Средневековые реалисты представляли вещи отражением небес, земное - зеркалом сакрального. По их мнению, время не приближает и не удаляет. Меняя эпохи, оно лишь переводит с языка на язык вечные истины. Значит, любое высказывание - это цитата, постижение мира - перебор метафор, а удел философии - переформулировка.

Блуждая в хаосе декораций, зажатые в освещённом пятне сиюминутности, мы на сотне языков произносим одну истину - вечную загадку мира.

Эхо одного сравнения

Называя литературу грёзами, Борхес повторяет старую аналогию. С ним согласились бы Колридж, галлюцинировавший наяву Флобер и китайский автор «Сна в красном тереме». «Во множестве сновидений, как и во множестве слов, много суеты», - подчёркивает то же сходство Екклесиаст. И действительно, сны - это осколки сюжетов, которые склеивают в истории, это хаос фрагментов, из которых выстраивают мозаики. Но кривые лабиринты снов отражают мир куда основательнее искусно сплетённых метафор и хитроумно подобранных силлогизмов.

Малларме, вслед за каббалой, уподобляет мир книге. «Подобен сну круговорот бытия», - откликается на его мысль Шанкара, и эта параллель глубже. Если книга передаёт видимую часть Вселенной, то сны - невидимую. Они опровергают пространство, ломают барьеры времени, в их груде можно пасть сражённым стрелой, быть изрубленным кривой саблей кочевника, а потом скакать по степи, можно кричать от ужаса на Голгофе, воскреснуть и опять быть убитым - под Курском или на гильотине; можно петь божественные псалмы и оказаться пером у бездарности, обладать силой молота и чувствовать боль наковальни. Как башня Мерлина, ночная пора делает иным - постигшим цель, встретившим друга, - сны и литература одинаково лживы. Но сны могущественнее, они позволяют ощупывать монету целиком - быть демоном, ангелом, безумцем, Богом, мертвецом или рождественским морозом. Река событий обтекает в них островок «я», и путешествие не отдаёт фальшью литературных приёмов, не смазывается географией, скукой паломничества, немощами тела, в каждое мгновенье «я» присутствует и безоговорочно верит. «Мы знаем вещи лишь в сновидениях, а в действительности ничего не знаем», - выражает эти настроения Платон.

Сны делают беззащитным. Многие боятся засыпать, им страшно расстаться со своим маленьким, страдающим «я». Их невроз из разряда танатофобий. Кошмары снимают шестую печать, время становится в них горстью сыплющегося на ветер песка, а пространство сворачивается, как свиток. Однако и смерть - это разделение пространства и времени. «Сны, эти маленькие кусочки смерти, как я ненавижу вас!» - восклицает По.

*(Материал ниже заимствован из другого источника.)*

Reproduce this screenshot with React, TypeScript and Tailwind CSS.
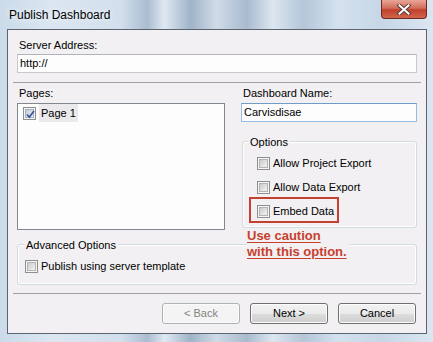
import React from "react";

function Box({ checked = false }: { checked?: boolean }) {
  return (
    <span className="relative flex h-[13px] w-[13px] shrink-0 items-center justify-center border border-[#8e8f8f] bg-[#f5f5f5]">
      <span
        className={
          checked
            ? "h-[9px] w-[9px] border border-[#a7b0c4] bg-[linear-gradient(135deg,#c4cbd9,#eef0f5)]"
            : "h-[9px] w-[9px] border border-[#b4b4b4] bg-[linear-gradient(135deg,#cacaca,#f4f4f4)]"
        }
      />
      {checked && (
        <svg className="absolute left-[1px] top-[1px]" width="11" height="11" viewBox="0 0 11 11">
          <path d="M2 5.5 L4.3 8 L9 2" fill="none" stroke="#3f5b96" strokeWidth="1.8" />
        </svg>
      )}
    </span>
  );
}

function Check({ label, checked = false }: { label: string; checked?: boolean }) {
  return (
    <div className="flex h-[13px] items-center gap-[3px]">
      <Box checked={checked} />
      <span className="leading-[13px]">{label}</span>
    </div>
  );
}

function Button({ label, disabled = false }: { label: string; disabled?: boolean }) {
  return (
    <div
      className={
        disabled
          ? "flex h-[21px] w-[78px] items-center justify-center rounded-[3px] border border-[#adb2b5] bg-[#f4f4f4] text-[#838383] shadow-[inset_0_0_0_1px_#fbfbfb]"
          : "flex h-[21px] w-[78px] items-center justify-center rounded-[3px] border border-[#707070] bg-[linear-gradient(180deg,#f2f2f2_0%,#ebebeb_50%,#dddddd_51%,#cfcfcf_100%)] text-black shadow-[inset_0_0_0_1px_#fcfcfc]"
      }
    >
      {label}
    </div>
  );
}

export default function App() {
  return (
    <div className="flex h-[342px] w-[433px] flex-col bg-[linear-gradient(90deg,#cbdbea_0%,#dbe6f1_12%,#d2dfec_28%,#aabdd0_34%,#dfe8f2_38%,#9fb4c9_44%,#cfdbe7_50%,#a8bbcf_57%,#dce6f0_63%,#b4c6d8_70%,#d4e1ee_78%,#c7d7e7_88%,#dbe6f1_100%)] font-['Liberation_Sans',Arial,sans-serif] text-[11px] text-black">
      {/* title bar */}
      <div className="flex h-[29px] shrink-0 items-start justify-between pl-[9px] pr-[6px]">
        <span className="mt-[7px] text-[12px] leading-[16px] [text-shadow:0_0_6px_#ffffff]">Publish Dashboard</span>
        <div className="flex h-[19px] w-[46px] items-center justify-center rounded-b-[4px] border border-t-0 border-[#6b2b22] bg-[linear-gradient(180deg,#e8a596_0%,#d26e5b_45%,#c1402c_55%,#d2654c_100%)]">
          <svg width="16" height="11" viewBox="0 0 16 11">
            <path d="M3.5 1.5 L12.5 9.5 M12.5 1.5 L3.5 9.5" stroke="#5a3a36" strokeWidth="4" strokeLinecap="square" />
            <path d="M3.5 1.5 L12.5 9.5 M12.5 1.5 L3.5 9.5" stroke="#ffffff" strokeWidth="2" strokeLinecap="square" />
          </svg>
        </div>
      </div>

      {/* client area */}
      <div className="relative ml-[7px] mr-[6px] h-[305px] border border-[#5b6470] bg-[#f2f0f2]">
        <div className="ml-[11px] mt-[7px] leading-[16px]">Server Address:</div>
        <div className="ml-[9px] mt-[1px] flex h-[19px] w-[400px] items-center border border-[#c8c9cc] border-t-[#b1b3b8] bg-[#fcfdfc] pl-[2px]">
          http://
        </div>
        <div className="ml-[5px] mt-[9px] h-px w-[408px] bg-[#a0a0a0]" />

        <div className="flex">
          <div className="ml-[9px] w-[208px]">
            <div className="ml-[2px] mt-[2px] leading-[16px]">Pages:</div>
            <div className="mt-[2px] h-[127px] border border-[#828790] bg-[#fcfdfc]">
              <div className="flex h-[18px] items-center gap-[3px] pl-[5px]">
                <Box checked />
                <span className="flex h-[18px] items-center bg-[#ebe9ec] px-[2px]">Page 1</span>
              </div>
            </div>
          </div>

          <div className="ml-[16px] w-[176px]">
            <div className="ml-[2px] mt-[2px] leading-[16px]">Dashboard Name:</div>
            <div className="mt-[2px] flex h-[19px] items-center border border-[#98bde2] border-t-[#6f9cc9] bg-[#fcfdfc] pl-[2px]">
              Carvisdisae
            </div>
            <div className="relative ml-[1px] mt-[19px] h-[87px] w-[175px] rounded-[3px] border border-[#d3dbe0] shadow-[inset_0_0_0_1px_#ffffff]">
              <span className="absolute left-[5px] top-[-8px] bg-[#f2f0f2] px-[2px] leading-[16px]">Options</span>
              <div className="flex flex-col pl-[6px] pt-[15px]">
                <div className="ml-[8px]">
                  <Check label="Allow Project Export" />
                </div>
                <div className="ml-[8px] mt-[11px]">
                  <Check label="Allow Data Export" />
                </div>
                <div className="mt-[3px] flex h-[26px] w-[90px] items-start border-2 border-[#c6402e] pl-[6px] pt-[6px]">
                  <Check label="Embed Data" />
                </div>
              </div>
            </div>
          </div>
        </div>

        <div className="relative ml-[9px] mt-[14px] h-[41px] w-[400px] rounded-[3px] border border-[#d3dbe0] shadow-[inset_0_0_0_1px_#ffffff]">
          <span className="absolute left-[6px] top-[-8px] bg-[#f2f0f2] px-[2px] leading-[16px]">Advanced Options</span>
          <div className="pl-[7px] pt-[15px]">
            <Check label="Publish using server template" />
          </div>
        </div>

        <div className="ml-[5px] mt-[8px] h-px w-[408px] bg-[#a0a0a0]" />

        <div className="mt-[9px] flex justify-end gap-[10px] pr-[10px]">
          <Button label="< Back" disabled />
          <Button label="Next >" />
          <Button label="Cancel" />
        </div>

        {/* annotation */}
        <div className="absolute left-[239px] top-[198px] bg-[#f2f0f2] pr-[2px] text-[13px] font-bold leading-[16px] text-[#c6402e] underline decoration-1 underline-offset-[2px]">
          <div>Use caution</div>
          <div>with this option.</div>
        </div>
      </div>
    </div>
  );
}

Лазейка в смерть, сны, точно синяя стрелка, на что-то смутно указывают. Кем ты окажешься, разорвав их кокон, перейдя последнюю черту, вопрошает мировая литература и этим вносит заключительный штрих в древнее сравнение.

Змея

В античном мире самоидентификация диктовалась принадлежностью тому или иному сообществу - греческому полису, союзу варваров или Римской Империи. Вождь олицетворял историю, император часто был и верховным понтификом, государство превалировало над религией. Эдикт Каракаллы, предоставивший всему населению Империи римское гражданство, разрушил государство больше всех проигранных сражений. Смешение языков привело к тому, что роль лакмусовой бумажки взяла на себя религия, и мир разделился на христиан, мусульман, иудеев, манихеев, зороастрийцев и язычников, к которым относили последователей неразвитых религий. Началась борьба императоров и пап, Креста и Полумесяца, межконфессиональные войны в христианстве и исламе. Затем восторжествовал принцип «cujus regio, ejus religio» *11, религиозный индикатор уступил место национальному, накроившему в одной Европе полсотни государств с чётко очерченными границами. Бесконечная территориальная грызня вылилась в апофеоз Мировых Войн. Сегодня эти границы размыты банковским счётом, этническое отходит на второй план. Глобализация, объединённая Европа, миграция в масштабах Великого переселения народов, масскуль-тура как усреднение национальных культур. Бог умер, остались транснациональные компании! И мы, похоже, переживаем эру постиндустриального феодализма. Под маской рыночной экономики вернулось Средневековье с его сюзерено-вассальным правом, доминирующим над этническими устремлениями, с принципом: «Кто платит, тот и владеет!» Сегодня где хорошо, там и родина, и каждый, точно футболист, выставленный на трансфер, радуется, когда его покупает богатый клуб, ведь самому ему безразлично, за кого играть. В результате утраты этнического заключаются династические браки, возрождается профессионально-цеховая система: международная политическая тусовка, кинематографический интернационал, межконтинентальные связи в искусстве и литературе. Сложившиеся в Новое время по принципу общности языка, психологических особенностей и пролитой на своей территории крови европейские нации в результате жестокой конкуренции обеспечили невиданный технический прогресс. За счёт чего он будет поддерживаться, когда они распадутся?